Jul 21, 2006

being pritesh


This is a scene from Anger Management. I could not find the movie script on the net so trying to reproduce the same here. It may be not be exactly same as that in the movie, but the core sense is the same.
Dr. Buddy Rydell: So Mr Dave tell me about yourself.
Dave Buznik: Hi everyone, this is Dave Buznik. I am a software professional. I work in ABC infotech. I am a senior manager there...
Dr. Buddy: [interrupts him] Hey Dave, I asked you tell us abut yourself, not about your work.
Dave: [apologizes to the group] Oh, I like to play cricket and to listen to music...
Dr. Buddy: [again interrupts] Dave, sorry for interrupting again, but i dint ask your hobbies.
Dave: [trying to control his anger, he smiles] Ohk, I am an outwardly person, sometimes emotional [blah blah]..
Dr. Buddy: [with a sly smile] Dave here you go again, i dint ask about your nature. I just asked you to tell us about yourself.
Dave: [By now he is gripped in anger] Hey hey hey Buddy, what the f#$@ you want me to tell you here...
Why Dr. buddy chose this question to check Buddy's anger management. Is it really this tough to answer "tell me about yourself"?
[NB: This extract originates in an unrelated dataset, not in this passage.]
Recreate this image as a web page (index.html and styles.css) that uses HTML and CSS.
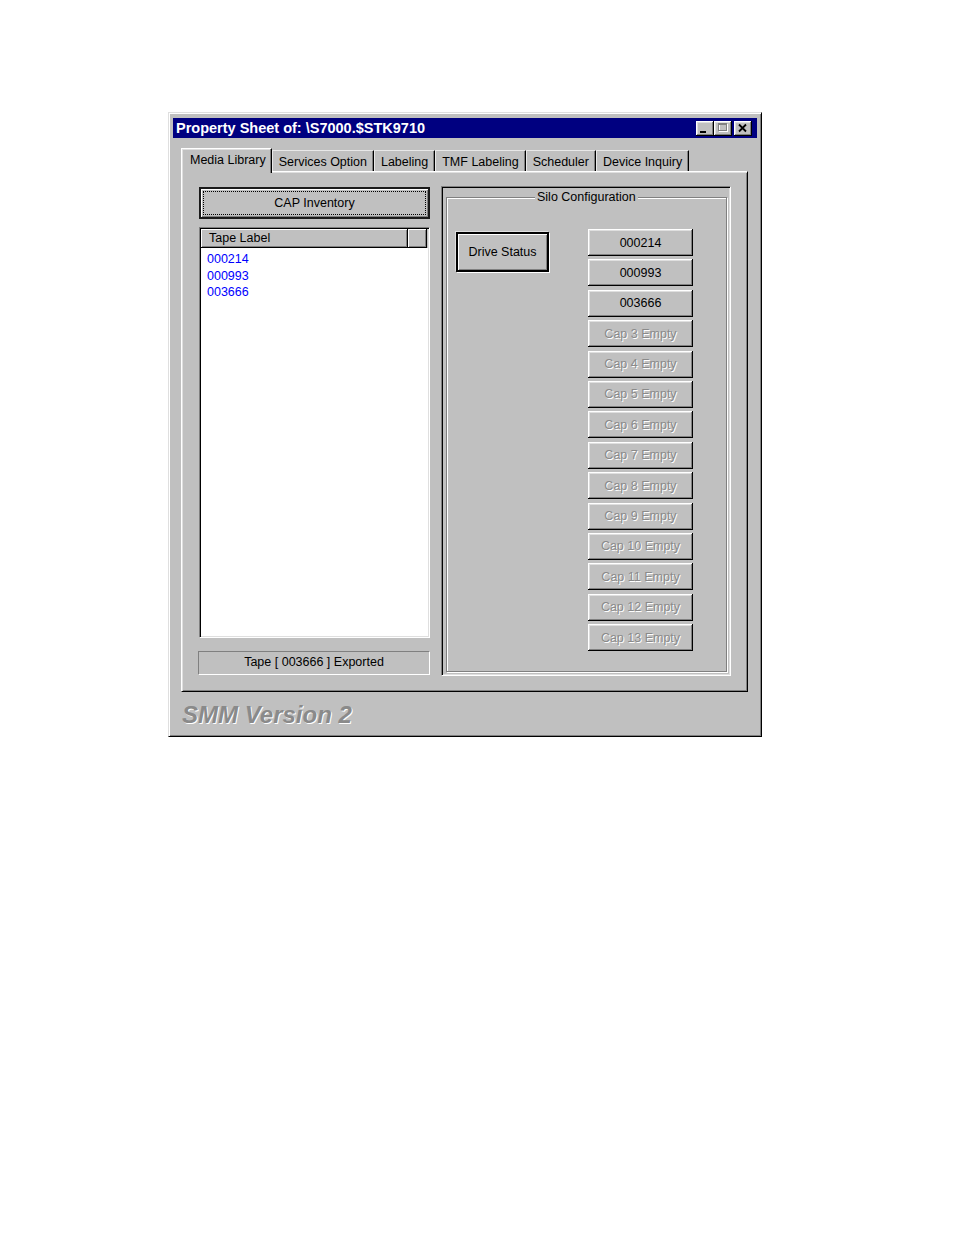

It indeed is a very trivial situation, but it brings up a real important question.

Who are we?
Are we what we do as a profession?
Are we what we like to do?
Are we what our nature is like?

If someone asks you this question, will you be able to answer it without any difficulty?

In my humble opinion, it will be combination of all the above. We are what we want us to be. Everything is real, everything can be imaginary.
In the end, my answer to the question could have been "I am Pritesh"

Is this ego or just the simple frustration?
Again, it can be interpreted in any sense. But its the bitter truth. We are what we are. I can not change for anyone; no one can do that actually. They say in love people change, but isn't it for their selfish ends.

Is Being Pritesh is a brand?
I hope it is not. For me it certainly is not a brand. I still remember how I used to hate when my mom would give me examples of other kids of my age (who had done something good in life). Wasn't she trying to make a brand? Yes, she was. Just to inspire me. At that age, I would just curse those people and again indulge in my own life.
Today I just hope I am not a brand image for anyone. I dont want to get abused. I really do not want to carry the burden of someone else's expectations. The worst heart break occurs when your ideal breaks his image and does something wrong.

But for now, I am just Pritesh, and its really cool being pritesh.